Your instructions:
Pictures do not belong in your copy. Repeat all the other data exactly.

Data lines:

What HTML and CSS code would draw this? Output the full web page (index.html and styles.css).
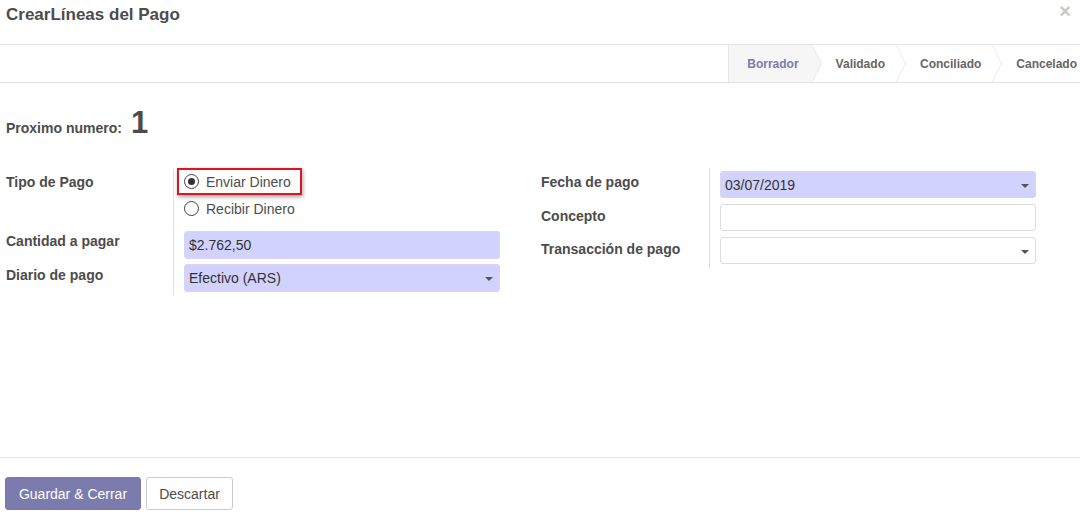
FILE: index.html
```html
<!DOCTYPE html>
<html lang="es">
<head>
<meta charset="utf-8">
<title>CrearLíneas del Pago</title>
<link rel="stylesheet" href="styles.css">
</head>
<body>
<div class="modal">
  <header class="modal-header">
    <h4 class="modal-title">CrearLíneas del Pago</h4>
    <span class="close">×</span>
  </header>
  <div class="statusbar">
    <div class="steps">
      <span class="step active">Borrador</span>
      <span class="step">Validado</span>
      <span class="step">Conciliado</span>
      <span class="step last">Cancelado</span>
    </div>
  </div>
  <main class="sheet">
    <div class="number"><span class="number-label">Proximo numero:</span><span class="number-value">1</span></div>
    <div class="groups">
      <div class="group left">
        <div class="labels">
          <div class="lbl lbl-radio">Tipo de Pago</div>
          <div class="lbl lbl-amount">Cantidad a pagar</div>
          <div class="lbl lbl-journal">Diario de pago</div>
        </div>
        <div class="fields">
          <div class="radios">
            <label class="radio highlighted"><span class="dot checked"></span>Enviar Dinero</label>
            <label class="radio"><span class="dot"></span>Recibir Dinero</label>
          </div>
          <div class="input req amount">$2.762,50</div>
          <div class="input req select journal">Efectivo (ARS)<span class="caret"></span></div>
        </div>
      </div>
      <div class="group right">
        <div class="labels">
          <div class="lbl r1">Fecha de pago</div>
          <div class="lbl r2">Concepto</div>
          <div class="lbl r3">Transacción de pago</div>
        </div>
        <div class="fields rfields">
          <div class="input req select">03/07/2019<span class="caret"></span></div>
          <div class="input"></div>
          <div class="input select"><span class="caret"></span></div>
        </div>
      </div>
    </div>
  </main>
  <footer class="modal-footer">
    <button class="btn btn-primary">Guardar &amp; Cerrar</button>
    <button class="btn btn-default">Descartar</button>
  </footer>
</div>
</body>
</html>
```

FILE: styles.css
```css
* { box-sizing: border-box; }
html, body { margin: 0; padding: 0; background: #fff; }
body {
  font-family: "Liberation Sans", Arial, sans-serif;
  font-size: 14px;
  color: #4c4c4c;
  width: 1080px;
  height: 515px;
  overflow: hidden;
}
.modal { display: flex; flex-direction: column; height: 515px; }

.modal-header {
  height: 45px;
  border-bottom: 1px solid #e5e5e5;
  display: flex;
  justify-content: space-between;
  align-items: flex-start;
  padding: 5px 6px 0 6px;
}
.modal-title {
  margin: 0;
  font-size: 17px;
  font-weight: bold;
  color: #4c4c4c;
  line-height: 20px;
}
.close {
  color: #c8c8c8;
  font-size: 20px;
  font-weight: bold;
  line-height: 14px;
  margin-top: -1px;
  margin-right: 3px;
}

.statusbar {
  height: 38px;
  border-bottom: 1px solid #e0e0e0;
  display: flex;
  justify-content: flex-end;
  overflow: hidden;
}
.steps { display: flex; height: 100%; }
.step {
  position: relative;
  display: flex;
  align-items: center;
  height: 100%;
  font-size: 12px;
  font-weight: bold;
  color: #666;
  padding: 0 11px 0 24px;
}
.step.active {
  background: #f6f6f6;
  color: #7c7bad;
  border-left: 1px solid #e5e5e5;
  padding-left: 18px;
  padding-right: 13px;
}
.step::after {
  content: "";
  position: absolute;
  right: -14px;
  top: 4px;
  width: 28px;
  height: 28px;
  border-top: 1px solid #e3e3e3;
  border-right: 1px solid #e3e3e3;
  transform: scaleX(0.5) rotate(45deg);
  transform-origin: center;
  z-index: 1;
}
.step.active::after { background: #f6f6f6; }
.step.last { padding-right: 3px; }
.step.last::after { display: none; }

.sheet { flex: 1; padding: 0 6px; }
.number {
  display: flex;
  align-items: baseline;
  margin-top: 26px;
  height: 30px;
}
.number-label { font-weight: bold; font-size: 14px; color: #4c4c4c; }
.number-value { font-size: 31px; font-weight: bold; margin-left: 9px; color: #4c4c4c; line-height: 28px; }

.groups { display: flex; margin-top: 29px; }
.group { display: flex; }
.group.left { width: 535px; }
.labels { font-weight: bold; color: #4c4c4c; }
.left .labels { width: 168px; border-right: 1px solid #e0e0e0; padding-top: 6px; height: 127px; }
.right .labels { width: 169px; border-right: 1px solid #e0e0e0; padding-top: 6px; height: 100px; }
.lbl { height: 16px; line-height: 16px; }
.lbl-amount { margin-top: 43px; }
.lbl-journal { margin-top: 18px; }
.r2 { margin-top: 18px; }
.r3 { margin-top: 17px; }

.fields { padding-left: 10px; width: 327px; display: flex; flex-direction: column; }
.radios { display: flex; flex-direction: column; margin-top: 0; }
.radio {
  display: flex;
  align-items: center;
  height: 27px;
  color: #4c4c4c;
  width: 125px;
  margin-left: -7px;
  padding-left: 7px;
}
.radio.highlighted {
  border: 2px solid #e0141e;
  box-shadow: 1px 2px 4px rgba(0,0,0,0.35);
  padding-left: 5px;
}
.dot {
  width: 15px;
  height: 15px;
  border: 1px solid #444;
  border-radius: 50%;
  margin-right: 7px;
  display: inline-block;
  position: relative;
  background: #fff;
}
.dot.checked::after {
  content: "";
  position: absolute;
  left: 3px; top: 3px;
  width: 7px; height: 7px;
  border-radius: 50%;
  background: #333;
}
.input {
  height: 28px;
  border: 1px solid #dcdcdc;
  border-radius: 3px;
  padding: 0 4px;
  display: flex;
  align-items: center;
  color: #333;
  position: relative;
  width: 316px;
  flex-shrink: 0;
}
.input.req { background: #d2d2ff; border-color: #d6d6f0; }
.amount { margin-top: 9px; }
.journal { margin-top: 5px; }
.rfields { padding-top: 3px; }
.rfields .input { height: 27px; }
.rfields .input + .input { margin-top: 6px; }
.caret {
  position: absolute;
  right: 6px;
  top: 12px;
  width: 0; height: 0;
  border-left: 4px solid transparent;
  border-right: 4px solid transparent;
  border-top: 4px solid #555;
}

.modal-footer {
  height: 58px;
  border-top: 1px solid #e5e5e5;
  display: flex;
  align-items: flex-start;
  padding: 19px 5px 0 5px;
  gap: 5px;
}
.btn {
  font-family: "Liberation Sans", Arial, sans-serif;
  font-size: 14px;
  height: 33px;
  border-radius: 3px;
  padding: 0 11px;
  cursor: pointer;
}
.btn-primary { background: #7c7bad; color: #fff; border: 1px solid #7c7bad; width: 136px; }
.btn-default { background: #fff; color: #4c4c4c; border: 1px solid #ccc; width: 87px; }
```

The output:
What HTML and CSS code would draw this? Output the full web page (index.html and styles.css).
FILE: index.html
```html
<!DOCTYPE html>
<html lang="es">
<head>
<meta charset="utf-8">
<title>CrearLíneas del Pago</title>
<link rel="stylesheet" href="styles.css">
</head>
<body>
<div class="modal">
  <header class="modal-header">
    <h4 class="modal-title">CrearLíneas del Pago</h4>
    <span class="close">×</span>
  </header>
  <div class="statusbar">
    <div class="steps">
      <span class="step active">Borrador</span>
      <span class="step">Validado</span>
      <span class="step">Conciliado</span>
      <span class="step last">Cancelado</span>
    </div>
  </div>
  <main class="sheet">
    <div class="number"><span class="number-label">Proximo numero:</span><span class="number-value">1</span></div>
    <div class="groups">
      <div class="group left">
        <div class="labels">
          <div class="lbl lbl-radio">Tipo de Pago</div>
          <div class="lbl lbl-amount">Cantidad a pagar</div>
          <div class="lbl lbl-journal">Diario de pago</div>
        </div>
        <div class="fields">
          <div class="radios">
            <label class="radio highlighted"><span class="dot checked"></span>Enviar Dinero</label>
            <label class="radio"><span class="dot"></span>Recibir Dinero</label>
          </div>
          <div class="input req amount">$2.762,50</div>
          <div class="input req select journal">Efectivo (ARS)<span class="caret"></span></div>
        </div>
      </div>
      <div class="group right">
        <div class="labels">
          <div class="lbl r1">Fecha de pago</div>
          <div class="lbl r2">Concepto</div>
          <div class="lbl r3">Transacción de pago</div>
        </div>
        <div class="fields rfields">
          <div class="input req select">03/07/2019<span class="caret"></span></div>
          <div class="input"></div>
          <div class="input select"><span class="caret"></span></div>
        </div>
      </div>
    </div>
  </main>
  <footer class="modal-footer">
    <button class="btn btn-primary">Guardar &amp; Cerrar</button>
    <button class="btn btn-default">Descartar</button>
  </footer>
</div>
</body>
</html>
```

FILE: styles.css
```css
* { box-sizing: border-box; }
html, body { margin: 0; padding: 0; background: #fff; }
body {
  font-family: "Liberation Sans", Arial, sans-serif;
  font-size: 14px;
  color: #4c4c4c;
  width: 1080px;
  height: 515px;
  overflow: hidden;
}
.modal { display: flex; flex-direction: column; height: 515px; }

.modal-header {
  height: 45px;
  border-bottom: 1px solid #e5e5e5;
  display: flex;
  justify-content: space-between;
  align-items: flex-start;
  padding: 5px 6px 0 6px;
}
.modal-title {
  margin: 0;
  font-size: 17px;
  font-weight: bold;
  color: #4c4c4c;
  line-height: 20px;
}
.close {
  color: #c8c8c8;
  font-size: 20px;
  font-weight: bold;
  line-height: 14px;
  margin-top: -1px;
  margin-right: 3px;
}

.statusbar {
  height: 38px;
  border-bottom: 1px solid #e0e0e0;
  display: flex;
  justify-content: flex-end;
  overflow: hidden;
}
.steps { display: flex; height: 100%; }
.step {
  position: relative;
  display: flex;
  align-items: center;
  height: 100%;
  font-size: 12px;
  font-weight: bold;
  color: #666;
  padding: 0 11px 0 24px;
}
.step.active {
  background: #f6f6f6;
  color: #7c7bad;
  border-left: 1px solid #e5e5e5;
  padding-left: 18px;
  padding-right: 13px;
}
.step::after {
  content: "";
  position: absolute;
  right: -14px;
  top: 4px;
  width: 28px;
  height: 28px;
  border-top: 1px solid #e3e3e3;
  border-right: 1px solid #e3e3e3;
  transform: scaleX(0.5) rotate(45deg);
  transform-origin: center;
  z-index: 1;
}
.step.active::after { background: #f6f6f6; }
.step.last { padding-right: 3px; }
.step.last::after { display: none; }

.sheet { flex: 1; padding: 0 6px; }
.number {
  display: flex;
  align-items: baseline;
  margin-top: 26px;
  height: 30px;
}
.number-label { font-weight: bold; font-size: 14px; color: #4c4c4c; }
.number-value { font-size: 31px; font-weight: bold; margin-left: 9px; color: #4c4c4c; line-height: 28px; }

.groups { display: flex; margin-top: 29px; }
.group { display: flex; }
.group.left { width: 535px; }
.labels { font-weight: bold; color: #4c4c4c; }
.left .labels { width: 168px; border-right: 1px solid #e0e0e0; padding-top: 6px; height: 127px; }
.right .labels { width: 169px; border-right: 1px solid #e0e0e0; padding-top: 6px; height: 100px; }
.lbl { height: 16px; line-height: 16px; }
.lbl-amount { margin-top: 43px; }
.lbl-journal { margin-top: 18px; }
.r2 { margin-top: 18px; }
.r3 { margin-top: 17px; }

.fields { padding-left: 10px; width: 327px; display: flex; flex-direction: column; }
.radios { display: flex; flex-direction: column; margin-top: 0; }
.radio {
  display: flex;
  align-items: center;
  height: 27px;
  color: #4c4c4c;
  width: 125px;
  margin-left: -7px;
  padding-left: 7px;
}
.radio.highlighted {
  border: 2px solid #e0141e;
  box-shadow: 1px 2px 4px rgba(0,0,0,0.35);
  padding-left: 5px;
}
.dot {
  width: 15px;
  height: 15px;
  border: 1px solid #444;
  border-radius: 50%;
  margin-right: 7px;
  display: inline-block;
  position: relative;
  background: #fff;
}
.dot.checked::after {
  content: "";
  position: absolute;
  left: 3px; top: 3px;
  width: 7px; height: 7px;
  border-radius: 50%;
  background: #333;
}
.input {
  height: 28px;
  border: 1px solid #dcdcdc;
  border-radius: 3px;
  padding: 0 4px;
  display: flex;
  align-items: center;
  color: #333;
  position: relative;
  width: 316px;
  flex-shrink: 0;
}
.input.req { background: #d2d2ff; border-color: #d6d6f0; }
.amount { margin-top: 9px; }
.journal { margin-top: 5px; }
.rfields { padding-top: 3px; }
.rfields .input { height: 27px; }
.rfields .input + .input { margin-top: 6px; }
.caret {
  position: absolute;
  right: 6px;
  top: 12px;
  width: 0; height: 0;
  border-left: 4px solid transparent;
  border-right: 4px solid transparent;
  border-top: 4px solid #555;
}

.modal-footer {
  height: 58px;
  border-top: 1px solid #e5e5e5;
  display: flex;
  align-items: flex-start;
  padding: 19px 5px 0 5px;
  gap: 5px;
}
.btn {
  font-family: "Liberation Sans", Arial, sans-serif;
  font-size: 14px;
  height: 33px;
  border-radius: 3px;
  padding: 0 11px;
  cursor: pointer;
}
.btn-primary { background: #7c7bad; color: #fff; border: 1px solid #7c7bad; width: 136px; }
.btn-default { background: #fff; color: #4c4c4c; border: 1px solid #ccc; width: 87px; }
```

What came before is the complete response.